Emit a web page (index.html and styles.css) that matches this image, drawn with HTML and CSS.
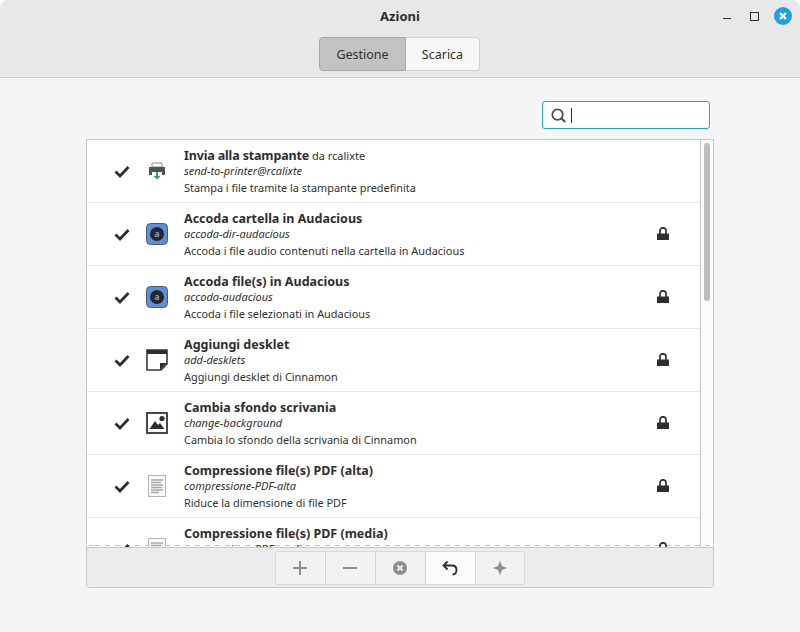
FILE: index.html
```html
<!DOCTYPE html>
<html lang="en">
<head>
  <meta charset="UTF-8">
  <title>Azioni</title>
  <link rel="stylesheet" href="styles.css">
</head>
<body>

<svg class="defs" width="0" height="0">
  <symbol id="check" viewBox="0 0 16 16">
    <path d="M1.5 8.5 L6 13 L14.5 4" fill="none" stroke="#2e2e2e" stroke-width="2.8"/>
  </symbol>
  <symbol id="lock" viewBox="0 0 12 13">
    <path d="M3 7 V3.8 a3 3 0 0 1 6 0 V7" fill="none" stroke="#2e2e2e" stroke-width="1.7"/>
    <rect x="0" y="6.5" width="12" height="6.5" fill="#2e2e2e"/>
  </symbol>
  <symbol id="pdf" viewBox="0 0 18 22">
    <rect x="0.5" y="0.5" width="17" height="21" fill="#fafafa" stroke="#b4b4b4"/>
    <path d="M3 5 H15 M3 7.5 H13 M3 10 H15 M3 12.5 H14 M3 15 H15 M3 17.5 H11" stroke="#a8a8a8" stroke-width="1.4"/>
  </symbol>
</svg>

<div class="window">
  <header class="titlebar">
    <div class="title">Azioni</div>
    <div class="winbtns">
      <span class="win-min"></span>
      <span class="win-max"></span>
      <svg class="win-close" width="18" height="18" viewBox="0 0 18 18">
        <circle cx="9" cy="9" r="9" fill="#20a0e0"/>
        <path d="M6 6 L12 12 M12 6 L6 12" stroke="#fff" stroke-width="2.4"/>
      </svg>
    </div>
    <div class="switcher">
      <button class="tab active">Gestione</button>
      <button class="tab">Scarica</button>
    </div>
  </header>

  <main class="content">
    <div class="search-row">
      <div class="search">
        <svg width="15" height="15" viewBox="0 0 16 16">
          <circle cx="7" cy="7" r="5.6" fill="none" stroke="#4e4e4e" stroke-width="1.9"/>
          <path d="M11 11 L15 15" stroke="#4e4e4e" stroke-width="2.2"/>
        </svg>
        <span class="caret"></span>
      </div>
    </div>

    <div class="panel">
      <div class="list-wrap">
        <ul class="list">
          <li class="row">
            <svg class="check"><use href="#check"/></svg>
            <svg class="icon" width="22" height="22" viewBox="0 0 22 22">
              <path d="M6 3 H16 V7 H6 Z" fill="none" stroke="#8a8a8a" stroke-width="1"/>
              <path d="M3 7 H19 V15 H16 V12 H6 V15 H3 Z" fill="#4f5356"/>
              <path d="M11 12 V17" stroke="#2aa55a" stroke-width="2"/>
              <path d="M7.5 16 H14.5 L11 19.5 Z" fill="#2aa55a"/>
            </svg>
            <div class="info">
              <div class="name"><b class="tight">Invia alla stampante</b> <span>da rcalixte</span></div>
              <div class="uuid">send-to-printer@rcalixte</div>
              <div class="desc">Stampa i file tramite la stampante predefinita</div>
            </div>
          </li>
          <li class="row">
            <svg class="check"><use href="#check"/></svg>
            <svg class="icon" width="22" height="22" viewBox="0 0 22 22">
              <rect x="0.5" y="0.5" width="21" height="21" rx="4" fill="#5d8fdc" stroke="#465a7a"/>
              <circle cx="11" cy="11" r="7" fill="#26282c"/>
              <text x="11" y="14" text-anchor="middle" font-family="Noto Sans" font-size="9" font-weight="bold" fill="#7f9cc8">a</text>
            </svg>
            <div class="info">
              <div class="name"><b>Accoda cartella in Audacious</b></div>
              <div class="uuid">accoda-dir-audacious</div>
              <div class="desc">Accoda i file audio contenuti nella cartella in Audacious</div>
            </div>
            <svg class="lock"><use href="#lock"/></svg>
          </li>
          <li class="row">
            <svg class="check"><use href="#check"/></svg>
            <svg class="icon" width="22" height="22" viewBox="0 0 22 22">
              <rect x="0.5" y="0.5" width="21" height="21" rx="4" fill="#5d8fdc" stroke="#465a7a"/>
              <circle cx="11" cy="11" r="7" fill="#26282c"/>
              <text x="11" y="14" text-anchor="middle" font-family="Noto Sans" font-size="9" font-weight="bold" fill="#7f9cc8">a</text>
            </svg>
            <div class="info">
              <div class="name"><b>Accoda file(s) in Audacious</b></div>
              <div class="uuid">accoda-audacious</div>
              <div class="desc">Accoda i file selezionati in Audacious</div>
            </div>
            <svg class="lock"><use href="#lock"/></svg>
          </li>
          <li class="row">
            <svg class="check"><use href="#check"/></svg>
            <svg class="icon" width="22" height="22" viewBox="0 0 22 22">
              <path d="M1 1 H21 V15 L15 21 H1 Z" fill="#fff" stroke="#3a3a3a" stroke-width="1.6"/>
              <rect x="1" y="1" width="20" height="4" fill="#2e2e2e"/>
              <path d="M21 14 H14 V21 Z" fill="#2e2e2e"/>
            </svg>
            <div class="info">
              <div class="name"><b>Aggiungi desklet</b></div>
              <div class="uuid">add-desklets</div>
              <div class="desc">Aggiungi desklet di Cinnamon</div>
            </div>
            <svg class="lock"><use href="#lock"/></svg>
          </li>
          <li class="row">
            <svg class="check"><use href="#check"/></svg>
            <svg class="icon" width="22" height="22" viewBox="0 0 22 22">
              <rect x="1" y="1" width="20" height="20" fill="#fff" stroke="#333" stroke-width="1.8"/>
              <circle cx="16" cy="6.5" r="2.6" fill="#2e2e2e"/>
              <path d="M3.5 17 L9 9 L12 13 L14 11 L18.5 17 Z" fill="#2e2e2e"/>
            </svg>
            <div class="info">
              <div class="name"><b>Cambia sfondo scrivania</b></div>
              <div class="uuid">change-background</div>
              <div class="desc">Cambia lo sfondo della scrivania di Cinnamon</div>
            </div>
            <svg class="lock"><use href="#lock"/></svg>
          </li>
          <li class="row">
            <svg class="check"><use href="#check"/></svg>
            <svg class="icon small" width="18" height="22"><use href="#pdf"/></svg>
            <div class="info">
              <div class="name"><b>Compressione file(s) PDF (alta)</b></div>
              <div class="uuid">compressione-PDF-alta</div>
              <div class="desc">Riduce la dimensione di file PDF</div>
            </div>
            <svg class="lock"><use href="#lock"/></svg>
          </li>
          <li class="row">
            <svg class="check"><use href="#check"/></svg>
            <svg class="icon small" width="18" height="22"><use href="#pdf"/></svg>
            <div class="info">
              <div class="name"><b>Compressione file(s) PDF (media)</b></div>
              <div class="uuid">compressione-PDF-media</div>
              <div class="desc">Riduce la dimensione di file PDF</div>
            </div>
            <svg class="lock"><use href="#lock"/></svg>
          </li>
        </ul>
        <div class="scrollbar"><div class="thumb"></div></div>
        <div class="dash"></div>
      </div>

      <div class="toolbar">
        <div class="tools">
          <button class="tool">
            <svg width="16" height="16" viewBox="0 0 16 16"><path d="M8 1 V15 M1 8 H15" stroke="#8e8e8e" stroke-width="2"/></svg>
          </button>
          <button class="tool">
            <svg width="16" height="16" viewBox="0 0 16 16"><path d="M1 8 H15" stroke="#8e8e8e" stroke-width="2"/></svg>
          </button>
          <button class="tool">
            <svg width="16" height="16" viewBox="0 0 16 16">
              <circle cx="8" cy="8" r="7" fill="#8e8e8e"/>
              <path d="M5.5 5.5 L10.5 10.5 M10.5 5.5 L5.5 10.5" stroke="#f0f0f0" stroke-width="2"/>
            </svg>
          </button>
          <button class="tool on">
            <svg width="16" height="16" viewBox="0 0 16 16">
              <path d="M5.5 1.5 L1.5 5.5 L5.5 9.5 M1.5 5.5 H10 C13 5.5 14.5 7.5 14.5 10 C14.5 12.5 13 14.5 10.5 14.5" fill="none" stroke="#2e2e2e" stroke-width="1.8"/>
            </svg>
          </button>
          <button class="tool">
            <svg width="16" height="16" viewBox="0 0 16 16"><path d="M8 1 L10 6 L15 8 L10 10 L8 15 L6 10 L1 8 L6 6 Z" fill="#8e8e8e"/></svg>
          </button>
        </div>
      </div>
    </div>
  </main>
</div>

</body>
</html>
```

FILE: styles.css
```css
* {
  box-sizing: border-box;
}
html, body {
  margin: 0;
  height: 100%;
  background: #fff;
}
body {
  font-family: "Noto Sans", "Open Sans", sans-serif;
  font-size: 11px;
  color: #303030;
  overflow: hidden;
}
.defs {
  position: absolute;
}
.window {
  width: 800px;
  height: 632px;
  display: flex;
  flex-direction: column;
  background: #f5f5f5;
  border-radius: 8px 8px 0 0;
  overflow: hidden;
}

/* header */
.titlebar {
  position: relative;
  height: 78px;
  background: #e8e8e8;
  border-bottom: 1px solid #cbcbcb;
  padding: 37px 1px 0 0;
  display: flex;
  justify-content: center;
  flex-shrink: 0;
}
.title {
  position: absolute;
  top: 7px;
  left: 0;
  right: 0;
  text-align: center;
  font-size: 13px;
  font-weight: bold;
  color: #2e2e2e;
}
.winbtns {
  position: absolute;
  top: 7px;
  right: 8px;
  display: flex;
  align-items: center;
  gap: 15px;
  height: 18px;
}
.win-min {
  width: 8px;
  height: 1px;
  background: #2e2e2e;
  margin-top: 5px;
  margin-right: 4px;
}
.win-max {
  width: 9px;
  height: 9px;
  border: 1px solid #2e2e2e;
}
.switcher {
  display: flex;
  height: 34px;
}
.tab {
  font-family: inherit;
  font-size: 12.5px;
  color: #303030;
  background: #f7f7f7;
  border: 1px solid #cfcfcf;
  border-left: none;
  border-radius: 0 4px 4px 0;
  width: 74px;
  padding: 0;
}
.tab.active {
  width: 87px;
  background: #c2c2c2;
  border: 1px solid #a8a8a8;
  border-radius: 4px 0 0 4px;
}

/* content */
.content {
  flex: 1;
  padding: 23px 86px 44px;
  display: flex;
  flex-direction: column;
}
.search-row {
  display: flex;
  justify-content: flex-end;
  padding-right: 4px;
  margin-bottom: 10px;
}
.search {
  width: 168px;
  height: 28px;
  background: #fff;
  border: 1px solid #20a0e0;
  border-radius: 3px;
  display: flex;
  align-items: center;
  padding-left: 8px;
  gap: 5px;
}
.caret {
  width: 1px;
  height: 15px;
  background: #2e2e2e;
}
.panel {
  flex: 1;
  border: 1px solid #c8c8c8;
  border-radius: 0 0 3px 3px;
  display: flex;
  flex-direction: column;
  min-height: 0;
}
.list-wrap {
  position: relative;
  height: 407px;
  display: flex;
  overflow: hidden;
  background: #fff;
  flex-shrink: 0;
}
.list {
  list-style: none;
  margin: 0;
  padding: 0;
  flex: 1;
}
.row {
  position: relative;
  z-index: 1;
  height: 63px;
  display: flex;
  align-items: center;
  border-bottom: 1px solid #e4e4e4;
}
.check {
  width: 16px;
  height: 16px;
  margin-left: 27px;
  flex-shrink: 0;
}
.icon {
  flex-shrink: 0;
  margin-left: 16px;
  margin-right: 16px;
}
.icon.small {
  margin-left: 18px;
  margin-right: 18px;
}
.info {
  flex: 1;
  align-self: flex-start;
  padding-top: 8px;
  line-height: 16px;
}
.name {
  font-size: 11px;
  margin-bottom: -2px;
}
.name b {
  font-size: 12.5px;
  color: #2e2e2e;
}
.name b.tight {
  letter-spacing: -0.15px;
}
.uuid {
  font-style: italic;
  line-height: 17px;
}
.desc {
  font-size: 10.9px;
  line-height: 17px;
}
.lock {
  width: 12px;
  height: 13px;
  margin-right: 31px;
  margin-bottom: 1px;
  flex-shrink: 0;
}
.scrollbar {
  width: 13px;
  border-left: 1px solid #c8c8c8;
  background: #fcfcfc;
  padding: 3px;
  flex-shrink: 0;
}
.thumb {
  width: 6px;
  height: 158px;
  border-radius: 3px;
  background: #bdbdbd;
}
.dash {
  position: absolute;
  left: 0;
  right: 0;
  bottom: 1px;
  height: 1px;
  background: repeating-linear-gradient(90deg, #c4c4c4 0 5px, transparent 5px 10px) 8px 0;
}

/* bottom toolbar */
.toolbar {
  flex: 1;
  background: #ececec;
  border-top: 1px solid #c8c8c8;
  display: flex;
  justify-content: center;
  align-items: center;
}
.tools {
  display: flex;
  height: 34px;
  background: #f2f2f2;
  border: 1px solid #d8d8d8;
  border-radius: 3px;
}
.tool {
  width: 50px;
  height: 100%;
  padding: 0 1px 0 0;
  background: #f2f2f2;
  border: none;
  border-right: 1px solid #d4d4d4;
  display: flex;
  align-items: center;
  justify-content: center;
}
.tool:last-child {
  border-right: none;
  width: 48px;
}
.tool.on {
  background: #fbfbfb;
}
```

TASK TO CARRY OUT | State how many lines of the listing include "index", and nothing more.

OUTPUT BELOW | 3